A car full of Webster Elementary school kids pulled up.
“These are people you should meet,” Mondragon said.
Three mothers, hugging packages of granola bars, Sara Lee bread and Smucker’s strawberry jelly, spilled from the car and began arranging their spread on the wooden table outside the Labor Exchange. Soon the wood was covered with apples, Cutie oranges, Skippy peanut butter and little round bottles of apple juice.
“This is what makes this place alive,” Mondragon said as the kids began to pass out bananas.
On the fourth Friday of every month, Malibu resident and mother of a 10-year-old Webster student Sky Kunerth brings breakfast and children to the Labor Exchange. She has been coming for the past three years.
“She’s my angel,” Mondragon said, giving her a hug.
“It’s good for people to see that [the workers] are human beings,” Mondragon said. “We also have a dream.
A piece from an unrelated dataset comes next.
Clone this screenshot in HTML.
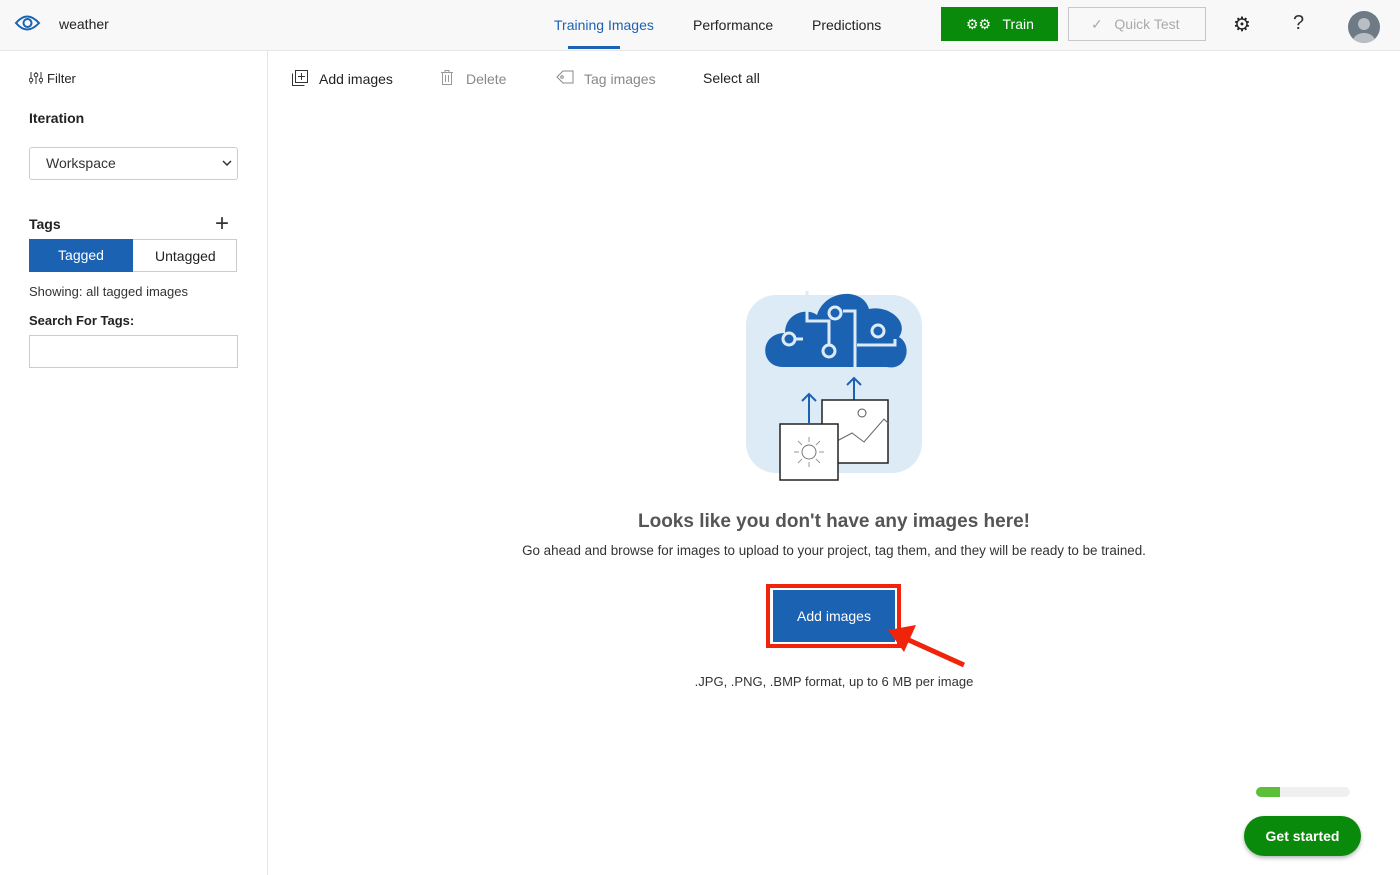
<!DOCTYPE html>
<html><head><meta charset="utf-8"><style>
*{box-sizing:border-box;margin:0;padding:0}
body{width:1400px;height:875px;overflow:hidden;background:#fff;font-family:"Liberation Sans",sans-serif;color:#222;position:relative}
.abs{position:absolute}
.hdr{left:0;top:0;width:1400px;height:51px;background:#f8f8f8;border-bottom:1px solid #e6e6e6}
.t{position:absolute;white-space:nowrap}
</style></head><body>
<div class="abs hdr"></div>
<svg class="abs" style="left:14px;top:12px" width="27" height="22" viewBox="0 0 27 22"><path d="M2 11 Q13 -2 25 11 Q13 24 2 11Z" fill="none" stroke="#1b62b3" stroke-width="2"/><circle cx="13.5" cy="11" r="4" fill="none" stroke="#1b62b3" stroke-width="2"/></svg>
<div class="t" style="left:59px;top:16px;font-size:14px">weather</div>
<div class="t" style="left:554px;top:17px;font-size:14px;color:#1b62b3">Training Images</div>
<div class="abs" style="left:568px;top:46px;width:52px;height:3px;background:#1b62b3"></div>
<div class="t" style="left:693px;top:17px;font-size:14px">Performance</div>
<div class="t" style="left:812px;top:17px;font-size:14px">Predictions</div>
<div class="abs" style="left:941px;top:7px;width:117px;height:34px;background:#0a8a0a;color:#fff;font-size:14px;line-height:34px;padding-left:25px">⚙⚙ &nbsp; Train</div>
<div class="abs" style="left:1068px;top:7px;width:138px;height:34px;border:1px solid #c8c8c8;color:#aaa;font-size:14px;line-height:32px;padding-left:22px">✓ &nbsp; Quick Test</div>
<div class="t" style="left:1233px;top:12px;font-size:20px">⚙</div>
<div class="t" style="left:1293px;top:12px;font-size:20px;color:#333">?</div>
<svg class="abs" style="left:1348px;top:11px" width="32" height="32" viewBox="0 0 32 32"><defs><clipPath id="c"><circle cx="16" cy="16" r="16"/></clipPath></defs><circle cx="16" cy="16" r="16" fill="#6e7a85"/><g clip-path="url(#c)"><circle cx="16" cy="13" r="6" fill="#b8bec4"/><ellipse cx="16" cy="30" rx="11" ry="8" fill="#b8bec4"/></g></svg>

<div class="abs" style="left:267px;top:51px;width:1px;height:824px;background:#e6e6e6"></div>
<svg class="abs" style="left:29px;top:71px" width="14" height="14" viewBox="0 0 14 14" fill="none" stroke="#333"><path d="M2 1v12M7 1v12M12 1v12"/><circle cx="2" cy="9" r="1.8" fill="#fff"/><circle cx="7" cy="4" r="1.8" fill="#fff"/><circle cx="12" cy="9" r="1.8" fill="#fff"/></svg>
<div class="t" style="left:47px;top:71px;font-size:13px">Filter</div>
<div class="t" style="left:29px;top:110px;font-size:14px;font-weight:bold">Iteration</div>
<div class="abs" style="left:29px;top:147px;width:209px;height:33px;border:1px solid #ccc;border-radius:3px;font-size:14px;line-height:31px;padding-left:16px;color:#333">Workspace<svg style="position:absolute;right:5px;top:12px" width="10" height="7"><path d="M1 1l4 4 4-4" fill="none" stroke="#333" stroke-width="1.5"/></svg></div>
<div class="t" style="left:29px;top:216px;font-size:14px;font-weight:bold">Tags</div>
<div class="t" style="left:215px;top:210px;font-size:24px;font-weight:300;color:#333">+</div>
<div class="abs" style="left:29px;top:239px;width:208px;height:33px;border:1px solid #ccc"></div>
<div class="abs" style="left:29px;top:239px;width:104px;height:33px;background:#1b62b3;color:#fff;font-size:14px;line-height:33px;text-align:center">Tagged</div>
<div class="t" style="left:155px;top:248px;font-size:14px">Untagged</div>
<div class="t" style="left:29px;top:284px;font-size:13px;color:#333">Showing: all tagged images</div>
<div class="t" style="left:29px;top:313px;font-size:13px;font-weight:bold">Search For Tags:</div>
<div class="abs" style="left:29px;top:335px;width:209px;height:33px;border:1px solid #ccc"></div>

<svg class="abs" style="left:292px;top:70px" width="16" height="16" viewBox="0 0 16 16" fill="none" stroke="#333"><rect x="3.5" y="0.5" width="12" height="12"/><path d="M0.5 3.5V15.5H12.5M9.5 3v7M6 6.5h7"/></svg>
<div class="t" style="left:319px;top:71px;font-size:14px">Add images</div>
<svg class="abs" style="left:441px;top:70px" width="12" height="15" viewBox="0 0 12 15" fill="none" stroke="#999"><path d="M0 2.5h12M4 2.5V0.5h4v2M1.5 2.5v12h9v-12M4.5 5v7M7.5 5v7"/></svg>
<div class="t" style="left:466px;top:71px;font-size:14px;color:#888">Delete</div>
<svg class="abs" style="left:556px;top:70px" width="18" height="14" viewBox="0 0 18 14" fill="none" stroke="#888"><path d="M1 7L7 1h10v12H7Z"/><circle cx="6" cy="7" r="1.3"/></svg>
<div class="t" style="left:584px;top:71px;font-size:14px;color:#888">Tag images</div>
<div class="t" style="left:703px;top:70px;font-size:14px">Select all</div>

<svg class="abs" style="left:745px;top:291px" width="180" height="190" viewBox="0 0 180 190">
<rect x="1" y="4" width="176" height="178" rx="30" fill="#ddebf7"/>
<path d="M38 76 C14 76 14 42 40 42 C40 22 62 16 72 24 C80 -2 118 -4 124 18 C146 14 164 32 154 46 C168 54 162 80 142 76 Z" fill="#1b62b3"/>
<g stroke="#ddebf7" stroke-width="3" fill="none"><path d="M62 0V30h22V54M98 20h12V80M150 48V54H112M50 48H58"/></g>
<g fill="#1b62b3" stroke="#ddebf7" stroke-width="3"><circle cx="44" cy="48" r="6"/><circle cx="84" cy="60" r="6"/><circle cx="90" cy="22" r="6"/><circle cx="133" cy="40" r="6"/></g>
<g stroke="#1b62b3" stroke-width="2" fill="none"><path d="M64 132V103M57 110l7-7 7 7M109 110V87M102 94l7-7 7 7"/></g>
<rect x="77" y="109" width="66" height="63" fill="#fff" stroke="#222" stroke-width="1.5"/>
<circle cx="117" cy="122" r="4" fill="none" stroke="#555"/>
<path d="M92 150l15-8 12 9 20-23 5 5" fill="none" stroke="#666"/>
<rect x="35" y="133" width="58" height="56" fill="#fff" stroke="#222" stroke-width="1.5"/>
<circle cx="64" cy="161" r="7" fill="none" stroke="#777"/>
<g stroke="#999"><path d="M64 146v5M64 171v5M49 161h5M74 161h5M53 150l4 4M75 150l-4 4M53 172l4-4M75 172l-4-4"/></g>
</svg>
<div class="t" style="left:0;width:1668px;text-align:center;top:511px;font-size:19px;font-weight:bold;color:#555">Looks like you don't have any images here!</div>
<div class="t" style="left:0;width:1668px;text-align:center;top:543px;font-size:13.4px;color:#333">Go ahead and browse for images to upload to your project, tag them, and they will be ready to be trained.</div>
<div class="abs" style="left:766px;top:584px;width:135px;height:64px;border:4px solid #f0240a"></div>
<div class="abs" style="left:773px;top:590px;width:122px;height:52px;background:#1b62b3;color:#fff;font-size:14px;line-height:52px;text-align:center">Add images</div>
<svg class="abs" style="left:880px;top:620px" width="90" height="50"><path d="M84 45L22 17" stroke="#f0240a" stroke-width="5"/><path d="M8 10L36 5L24 32Z" fill="#f0240a"/></svg>
<div class="t" style="left:0;width:1668px;text-align:center;top:674px;font-size:13px;color:#333">.JPG, .PNG, .BMP format, up to 6 MB per image</div>

<div class="abs" style="left:1256px;top:787px;width:94px;height:10px;border-radius:5px;background:#f0f0f0"></div>
<div class="abs" style="left:1256px;top:787px;width:24px;height:10px;border-radius:5px 0 0 5px;background:#5cbf3a"></div>
<div class="abs" style="left:1244px;top:816px;width:117px;height:40px;border-radius:20px;background:#0a8a0a;color:#fff;font-size:14px;font-weight:bold;line-height:40px;text-align:center;box-shadow:0 2px 4px rgba(0,0,0,.3)">Get started</div>
</body></html>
People desire to do something better. Unfortunately, they can’t afford to go to school but have to go to work every day to do it. It’s a different approach.”
According to Kunerth, a member of the PTA at Webster elementary, the school wanted to take its students to a deeper level by exposing them to different aspects of Malibu, and to service.
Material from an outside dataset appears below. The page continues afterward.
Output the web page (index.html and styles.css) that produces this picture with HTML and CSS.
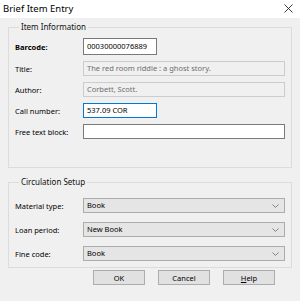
FILE: index.html
```html
<!DOCTYPE html>
<html>
<head>
  <link rel="stylesheet" href="styles.css">
</head>
<body>
  <div class="dialog">
    <div class="titlebar">
      <span class="title">Brief Item Entry</span>
      <svg class="close" width="9" height="9" viewBox="0 0 9 9">
        <path d="M0.5 0.5 L8.5 8.5 M8.5 0.5 L0.5 8.5" stroke="#222" stroke-width="0.9" fill="none"/>
      </svg>
    </div>

    <fieldset class="group group-item">
      <legend>Item Information</legend>
      <div class="form">
        <label class="bold">Barcode:</label>
        <div class="field field-short field-tall">00030000076889</div>

        <label>Title:</label>
        <div class="field field-disabled">The red room riddle : a ghost story.</div>

        <label>Author:</label>
        <div class="field field-disabled">Corbett, Scott.</div>

        <label>Call number:</label>
        <div class="field field-short field-focus">537.09 COR</div>

        <label>Free text block:</label>
        <div class="field"></div>
      </div>
    </fieldset>

    <fieldset class="group group-circ">
      <legend>Circulation Setup</legend>
      <div class="form form-circ">
        <label>Material type:</label>
        <div class="select">Book<svg width="7" height="4" viewBox="0 0 7 4"><path d="M0.5 0.5 L3.5 3.5 L6.5 0.5" stroke="#777" stroke-width="0.9" fill="none"/></svg></div>

        <label>Loan period:</label>
        <div class="select">New Book<svg width="7" height="4" viewBox="0 0 7 4"><path d="M0.5 0.5 L3.5 3.5 L6.5 0.5" stroke="#777" stroke-width="0.9" fill="none"/></svg></div>

        <label>Fine code:</label>
        <div class="select">Book<svg width="7" height="4" viewBox="0 0 7 4"><path d="M0.5 0.5 L3.5 3.5 L6.5 0.5" stroke="#777" stroke-width="0.9" fill="none"/></svg></div>
      </div>
    </fieldset>

    <div class="buttons">
      <button>OK</button>
      <button>Cancel</button>
      <button><u>H</u>elp</button>
    </div>
  </div>
</body>
</html>
```

FILE: styles.css
```css
* {
  margin: 0;
  padding: 0;
  box-sizing: border-box;
  font-family: "Noto Sans", "Open Sans", sans-serif;
}

body {
  width: 300px;
  height: 301px;
  background-color: #f0f0f0;
  overflow: hidden;
}

.titlebar {
  height: 18px;
  background-color: #ffffff;
  display: flex;
  align-items: center;
  justify-content: space-between;
  padding: 0 7px 1px 3px;
}

.title {
  font-size: 9.5px;
  color: #000;
}

.group {
  margin-left: 8px;
  width: 284px;
  border: 1px solid #dcdcdc;
  padding: 0 6px;
}

.group legend {
  font-size: 8px;
  line-height: 10px;
  color: #111;
  padding: 0 2px;
  margin-left: 4px;
}

.group-item {
  margin-top: 4px;
  padding-top: 6px;
  padding-bottom: 28px;
}

.group-circ {
  margin-top: 9px;
  padding-top: 11px;
  padding-bottom: 6px;
}

.form {
  display: grid;
  grid-template-columns: 68px 1fr;
  row-gap: 6px;
  align-items: center;
}

.form-circ {
  row-gap: 9px;
}

label {
  font-size: 7.5px;
  color: #000;
}

label.bold {
  font-weight: bold;
}

.field {
  height: 15px;
  background-color: #fff;
  border: 1px solid #7a7a7a;
  font-size: 7.5px;
  line-height: 13px;
  padding: 0 3px;
  color: #000;
}

.field-short {
  width: 74px;
}

.field-tall {
  height: 17px;
  line-height: 15px;
}

.field-focus {
  border-color: #0078d7;
}

.field-disabled {
  background-color: #f0f0f0;
  border-color: #cccccc;
  color: #6d6d6d;
}

.select {
  height: 15px;
  background-color: #e5e5e5;
  border: 1px solid #acacac;
  font-size: 7.5px;
  line-height: 13px;
  padding: 0 5px 0 3px;
  display: flex;
  align-items: center;
  justify-content: space-between;
}

.buttons {
  display: flex;
  justify-content: flex-end;
  gap: 13px;
  padding: 2px 25px 0 0;
}

button {
  width: 52px;
  height: 15px;
  background-color: #e1e1e1;
  border: 1px solid #adadad;
  font-size: 7.5px;
  color: #000;
}

button u {
  text-decoration: underline;
}
```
“I found this little niche — these are people who are a part of the community. I love being a part of that,” Kunerth said. “I think that every human’s mission is to help one another. If you build [that mission] from within and teach it to your children, they will hopefully model your behavior and become gracious adults.”
Pepperdine students come Saturday mornings to the Labor Exchange to teach English lessons through a Volunteer Center program called Language Connection. The 9:30 to 10:45 time slot is open to anyone interested in sharing his or her abilities with the workers here.
“People we get here come from so many parts of the world,” Mondragon said. “Students do mostly academia or partying on the weekends with friends, but doing something different gives you a new perspective, something beyond your everyday life.”
Junior Spanish major Gabriella Smith began participating in Language Connection last semester.
“I think the most important lesson I’ve learned is not to forget our neighbors,” Smith wrote in an email. “As Pepperdine students, we commit ourselves to serving others. A lot of the service projects students go on require flying halfway across the globe and I feel that sometimes we forget that there are people in our own backyard who are in need of help.”
When asked what Pepperdine students should know about the Labor Exchange, Kunerth responded with a smile.
“That it exists — and there are amazing workers who can do so much more than clean up leaves and pick fruit,” Kunerth said. “It’s a lovely place.”